DATA PROVIDED:
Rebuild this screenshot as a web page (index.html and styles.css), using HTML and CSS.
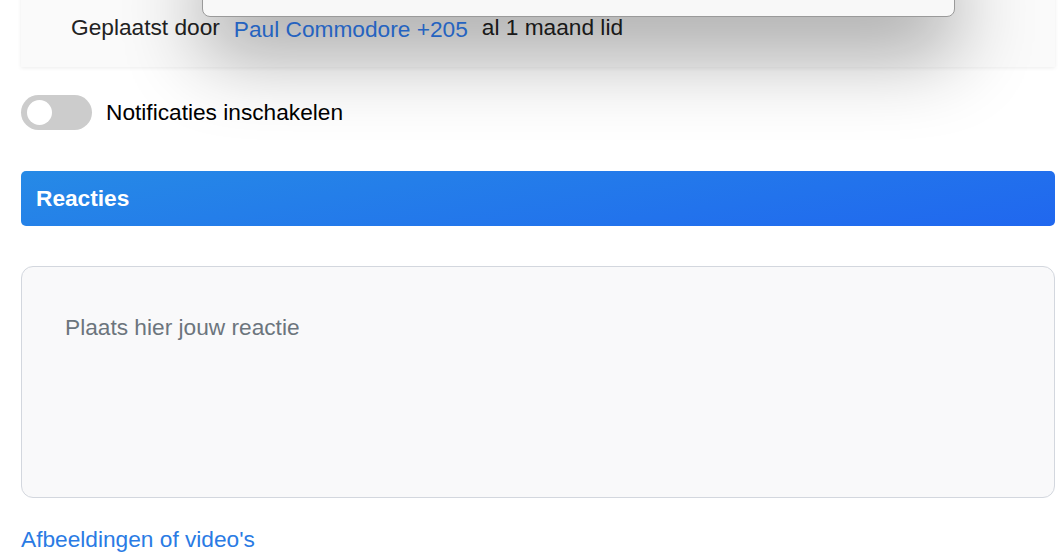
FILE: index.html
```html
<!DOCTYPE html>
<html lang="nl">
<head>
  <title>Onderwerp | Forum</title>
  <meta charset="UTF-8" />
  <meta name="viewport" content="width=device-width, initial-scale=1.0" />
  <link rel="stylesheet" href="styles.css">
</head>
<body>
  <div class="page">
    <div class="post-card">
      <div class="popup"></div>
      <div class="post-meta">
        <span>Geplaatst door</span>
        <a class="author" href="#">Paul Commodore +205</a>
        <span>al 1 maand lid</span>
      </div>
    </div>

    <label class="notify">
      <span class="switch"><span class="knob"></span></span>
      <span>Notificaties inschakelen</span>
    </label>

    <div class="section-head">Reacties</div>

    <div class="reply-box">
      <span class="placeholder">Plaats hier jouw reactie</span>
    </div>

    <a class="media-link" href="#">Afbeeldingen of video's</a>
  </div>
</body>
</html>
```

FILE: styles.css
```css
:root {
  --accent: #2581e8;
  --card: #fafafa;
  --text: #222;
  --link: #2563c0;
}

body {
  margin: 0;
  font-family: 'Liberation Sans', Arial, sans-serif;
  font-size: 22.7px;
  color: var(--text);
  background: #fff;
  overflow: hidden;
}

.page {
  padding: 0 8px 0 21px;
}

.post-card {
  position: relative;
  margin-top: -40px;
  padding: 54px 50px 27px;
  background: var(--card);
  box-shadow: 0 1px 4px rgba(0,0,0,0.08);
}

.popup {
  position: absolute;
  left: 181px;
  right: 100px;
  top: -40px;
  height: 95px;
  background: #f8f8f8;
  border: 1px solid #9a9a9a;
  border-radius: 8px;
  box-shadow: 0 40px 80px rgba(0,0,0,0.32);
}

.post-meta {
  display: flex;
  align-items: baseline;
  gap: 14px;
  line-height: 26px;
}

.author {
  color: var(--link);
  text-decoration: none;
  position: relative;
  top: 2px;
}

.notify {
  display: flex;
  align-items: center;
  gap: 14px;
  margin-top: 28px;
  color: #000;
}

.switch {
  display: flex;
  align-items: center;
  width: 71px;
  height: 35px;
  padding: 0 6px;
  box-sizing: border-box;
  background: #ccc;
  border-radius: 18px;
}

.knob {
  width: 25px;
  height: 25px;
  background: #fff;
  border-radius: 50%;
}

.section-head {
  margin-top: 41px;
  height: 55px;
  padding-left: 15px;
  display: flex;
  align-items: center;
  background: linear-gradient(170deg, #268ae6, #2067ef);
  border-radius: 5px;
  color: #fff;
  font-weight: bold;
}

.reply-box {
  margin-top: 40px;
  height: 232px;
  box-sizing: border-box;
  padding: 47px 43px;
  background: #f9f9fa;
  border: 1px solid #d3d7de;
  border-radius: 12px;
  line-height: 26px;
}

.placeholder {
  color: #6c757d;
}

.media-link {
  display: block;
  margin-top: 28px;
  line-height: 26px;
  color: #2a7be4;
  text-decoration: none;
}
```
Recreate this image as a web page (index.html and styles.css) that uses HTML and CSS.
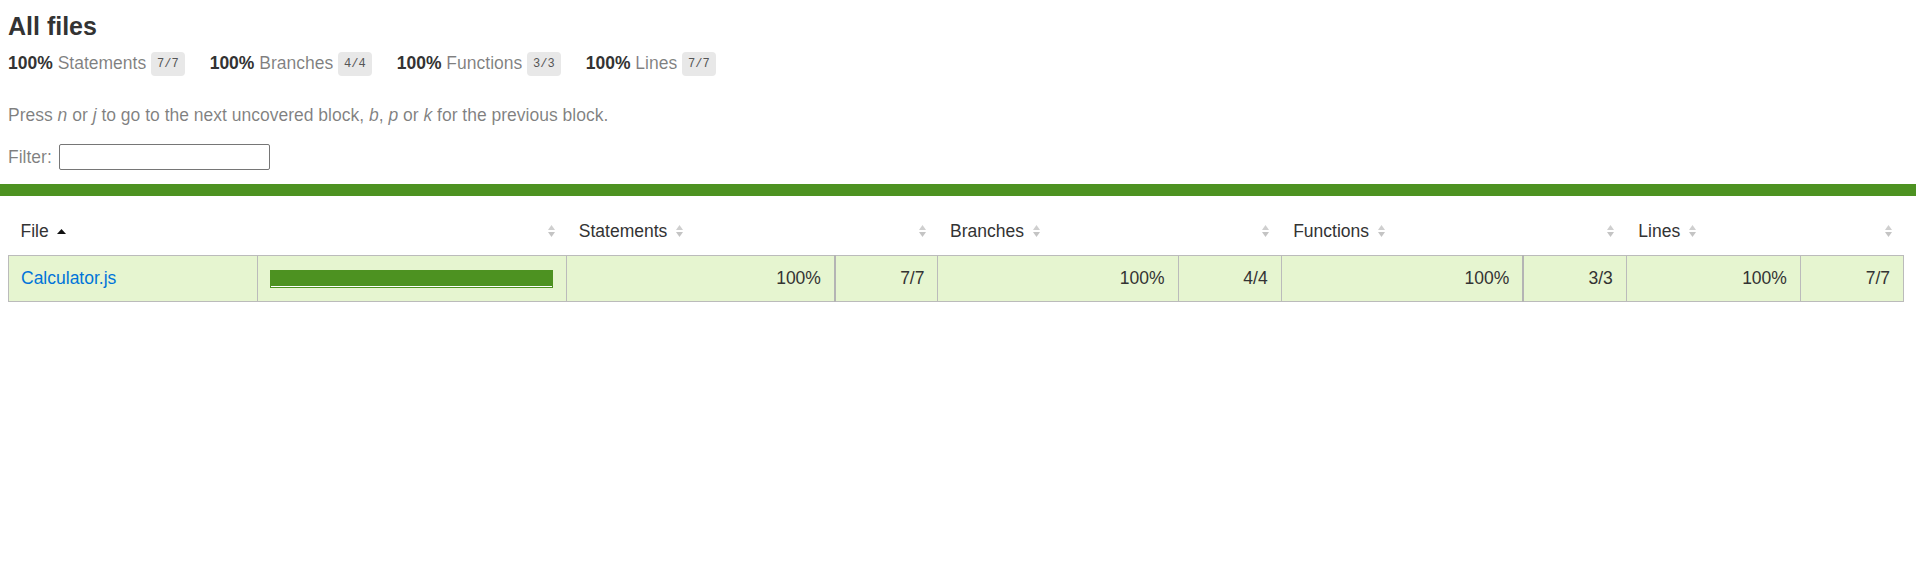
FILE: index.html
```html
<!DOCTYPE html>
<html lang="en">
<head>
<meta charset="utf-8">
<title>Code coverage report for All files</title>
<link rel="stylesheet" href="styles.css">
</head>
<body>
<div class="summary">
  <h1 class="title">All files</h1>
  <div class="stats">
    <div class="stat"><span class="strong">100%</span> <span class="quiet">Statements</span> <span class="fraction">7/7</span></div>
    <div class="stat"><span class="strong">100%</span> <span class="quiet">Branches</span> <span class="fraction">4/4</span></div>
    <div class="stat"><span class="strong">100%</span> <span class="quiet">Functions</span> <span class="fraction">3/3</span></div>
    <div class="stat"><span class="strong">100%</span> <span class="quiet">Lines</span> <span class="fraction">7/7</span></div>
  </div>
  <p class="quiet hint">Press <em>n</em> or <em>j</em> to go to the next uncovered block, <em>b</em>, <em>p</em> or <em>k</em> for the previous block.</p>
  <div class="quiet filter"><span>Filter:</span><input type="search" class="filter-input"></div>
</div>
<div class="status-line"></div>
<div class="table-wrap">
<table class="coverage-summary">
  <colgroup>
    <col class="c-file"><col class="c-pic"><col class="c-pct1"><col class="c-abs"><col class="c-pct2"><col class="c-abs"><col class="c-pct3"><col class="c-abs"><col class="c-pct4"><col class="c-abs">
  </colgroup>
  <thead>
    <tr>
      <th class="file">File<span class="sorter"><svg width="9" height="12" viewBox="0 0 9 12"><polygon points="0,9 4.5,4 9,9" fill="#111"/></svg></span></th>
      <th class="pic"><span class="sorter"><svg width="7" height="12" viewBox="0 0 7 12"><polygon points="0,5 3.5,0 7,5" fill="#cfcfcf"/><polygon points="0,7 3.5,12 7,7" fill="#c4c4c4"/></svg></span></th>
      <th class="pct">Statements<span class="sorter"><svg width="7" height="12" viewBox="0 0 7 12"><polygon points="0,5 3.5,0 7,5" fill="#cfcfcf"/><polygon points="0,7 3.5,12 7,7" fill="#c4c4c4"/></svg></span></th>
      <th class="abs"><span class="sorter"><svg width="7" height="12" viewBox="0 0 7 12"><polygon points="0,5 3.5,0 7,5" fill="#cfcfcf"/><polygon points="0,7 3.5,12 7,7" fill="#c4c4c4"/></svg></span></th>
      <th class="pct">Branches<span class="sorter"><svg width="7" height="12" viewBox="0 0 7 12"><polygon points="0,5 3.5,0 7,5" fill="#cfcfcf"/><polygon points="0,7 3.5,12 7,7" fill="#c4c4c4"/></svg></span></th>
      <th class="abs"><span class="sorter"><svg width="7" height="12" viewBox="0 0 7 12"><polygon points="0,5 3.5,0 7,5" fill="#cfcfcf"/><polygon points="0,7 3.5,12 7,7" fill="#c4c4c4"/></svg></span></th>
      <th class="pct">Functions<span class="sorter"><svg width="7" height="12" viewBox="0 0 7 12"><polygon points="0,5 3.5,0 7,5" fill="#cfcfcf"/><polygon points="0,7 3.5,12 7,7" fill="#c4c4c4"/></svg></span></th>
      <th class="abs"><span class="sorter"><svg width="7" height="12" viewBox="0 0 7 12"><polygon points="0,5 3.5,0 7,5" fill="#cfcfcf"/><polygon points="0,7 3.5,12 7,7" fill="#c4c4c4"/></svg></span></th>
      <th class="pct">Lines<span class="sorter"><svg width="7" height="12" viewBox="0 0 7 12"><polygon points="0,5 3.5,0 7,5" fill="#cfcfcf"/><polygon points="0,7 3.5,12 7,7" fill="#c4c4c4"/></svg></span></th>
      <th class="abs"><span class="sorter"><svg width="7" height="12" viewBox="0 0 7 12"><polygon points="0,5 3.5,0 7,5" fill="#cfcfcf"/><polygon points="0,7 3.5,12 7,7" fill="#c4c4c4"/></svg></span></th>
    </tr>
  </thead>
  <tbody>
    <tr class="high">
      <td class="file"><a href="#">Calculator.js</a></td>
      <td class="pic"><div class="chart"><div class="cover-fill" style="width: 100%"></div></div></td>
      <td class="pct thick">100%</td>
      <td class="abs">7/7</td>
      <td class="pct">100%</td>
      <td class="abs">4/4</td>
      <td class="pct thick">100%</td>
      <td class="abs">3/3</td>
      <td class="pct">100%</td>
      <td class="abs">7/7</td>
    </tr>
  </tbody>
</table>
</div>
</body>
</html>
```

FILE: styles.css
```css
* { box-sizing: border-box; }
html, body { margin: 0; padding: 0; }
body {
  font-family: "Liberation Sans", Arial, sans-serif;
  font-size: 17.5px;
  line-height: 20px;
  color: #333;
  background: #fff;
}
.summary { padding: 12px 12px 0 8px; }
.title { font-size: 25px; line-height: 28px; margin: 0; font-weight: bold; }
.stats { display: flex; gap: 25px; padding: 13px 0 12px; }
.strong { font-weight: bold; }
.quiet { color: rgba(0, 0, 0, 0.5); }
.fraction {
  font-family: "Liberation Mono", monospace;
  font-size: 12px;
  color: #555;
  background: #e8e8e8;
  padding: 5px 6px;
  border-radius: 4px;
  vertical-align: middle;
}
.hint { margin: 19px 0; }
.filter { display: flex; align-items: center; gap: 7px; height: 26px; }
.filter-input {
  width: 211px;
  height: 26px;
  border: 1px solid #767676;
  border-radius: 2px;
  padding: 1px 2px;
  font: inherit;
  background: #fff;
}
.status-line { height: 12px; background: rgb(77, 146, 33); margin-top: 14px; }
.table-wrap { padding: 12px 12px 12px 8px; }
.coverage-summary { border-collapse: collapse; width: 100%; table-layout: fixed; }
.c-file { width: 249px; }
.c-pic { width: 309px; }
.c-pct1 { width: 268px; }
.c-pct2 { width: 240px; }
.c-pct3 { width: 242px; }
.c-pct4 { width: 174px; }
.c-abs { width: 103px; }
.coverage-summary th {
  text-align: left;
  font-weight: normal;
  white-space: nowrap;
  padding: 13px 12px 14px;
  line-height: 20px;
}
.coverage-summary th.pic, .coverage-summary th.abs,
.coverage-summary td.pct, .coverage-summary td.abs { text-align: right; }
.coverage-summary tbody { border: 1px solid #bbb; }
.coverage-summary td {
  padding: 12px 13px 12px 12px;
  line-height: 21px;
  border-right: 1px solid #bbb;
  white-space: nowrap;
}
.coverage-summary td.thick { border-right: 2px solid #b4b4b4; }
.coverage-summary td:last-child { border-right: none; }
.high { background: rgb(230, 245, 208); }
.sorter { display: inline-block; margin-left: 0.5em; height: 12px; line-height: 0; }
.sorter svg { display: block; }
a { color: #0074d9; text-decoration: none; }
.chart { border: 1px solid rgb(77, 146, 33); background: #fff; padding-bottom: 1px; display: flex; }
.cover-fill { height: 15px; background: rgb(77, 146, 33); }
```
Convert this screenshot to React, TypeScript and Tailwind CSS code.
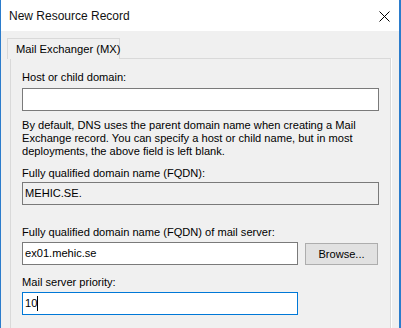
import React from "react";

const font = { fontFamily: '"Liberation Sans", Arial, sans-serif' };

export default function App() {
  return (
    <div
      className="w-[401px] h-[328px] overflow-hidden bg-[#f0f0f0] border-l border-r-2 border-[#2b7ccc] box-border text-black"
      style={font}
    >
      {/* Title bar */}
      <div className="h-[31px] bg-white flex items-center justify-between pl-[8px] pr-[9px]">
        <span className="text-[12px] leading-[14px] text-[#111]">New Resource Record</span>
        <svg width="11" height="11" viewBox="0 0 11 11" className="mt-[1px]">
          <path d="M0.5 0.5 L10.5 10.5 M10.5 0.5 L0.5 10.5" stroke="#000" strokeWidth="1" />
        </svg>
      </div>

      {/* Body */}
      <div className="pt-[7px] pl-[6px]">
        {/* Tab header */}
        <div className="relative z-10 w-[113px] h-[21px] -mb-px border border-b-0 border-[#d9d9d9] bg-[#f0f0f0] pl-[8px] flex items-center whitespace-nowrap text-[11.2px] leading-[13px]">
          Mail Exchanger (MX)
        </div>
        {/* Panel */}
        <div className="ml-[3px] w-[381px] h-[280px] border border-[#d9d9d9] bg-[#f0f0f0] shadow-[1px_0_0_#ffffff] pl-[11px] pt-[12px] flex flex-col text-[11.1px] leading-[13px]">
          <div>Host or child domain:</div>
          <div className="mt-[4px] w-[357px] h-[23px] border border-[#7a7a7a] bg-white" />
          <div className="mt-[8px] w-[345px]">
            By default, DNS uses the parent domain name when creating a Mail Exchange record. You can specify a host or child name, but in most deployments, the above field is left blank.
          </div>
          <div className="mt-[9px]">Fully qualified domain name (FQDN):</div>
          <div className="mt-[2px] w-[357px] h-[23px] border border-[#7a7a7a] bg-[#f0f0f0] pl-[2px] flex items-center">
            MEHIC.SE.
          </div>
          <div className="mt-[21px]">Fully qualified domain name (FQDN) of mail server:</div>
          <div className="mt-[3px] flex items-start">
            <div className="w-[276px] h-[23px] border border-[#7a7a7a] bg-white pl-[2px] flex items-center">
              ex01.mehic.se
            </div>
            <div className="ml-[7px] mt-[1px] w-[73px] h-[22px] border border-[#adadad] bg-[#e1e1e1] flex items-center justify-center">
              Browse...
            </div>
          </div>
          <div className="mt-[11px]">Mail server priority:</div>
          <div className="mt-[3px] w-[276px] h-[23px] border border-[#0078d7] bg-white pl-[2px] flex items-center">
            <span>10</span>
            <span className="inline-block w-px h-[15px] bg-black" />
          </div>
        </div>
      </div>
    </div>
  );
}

EXERCISE INSTRUCTIONS:
Identify every line above with the string "index" in it. Copy those lines.

RESULT OF THE EXERCISE:
Rebuild this screenshot as a web page (index.html and styles.css), using HTML and CSS.
FILE: index.html
Recreate this image as a web page (index.html and styles.css) that uses HTML and CSS.
FILE: index.html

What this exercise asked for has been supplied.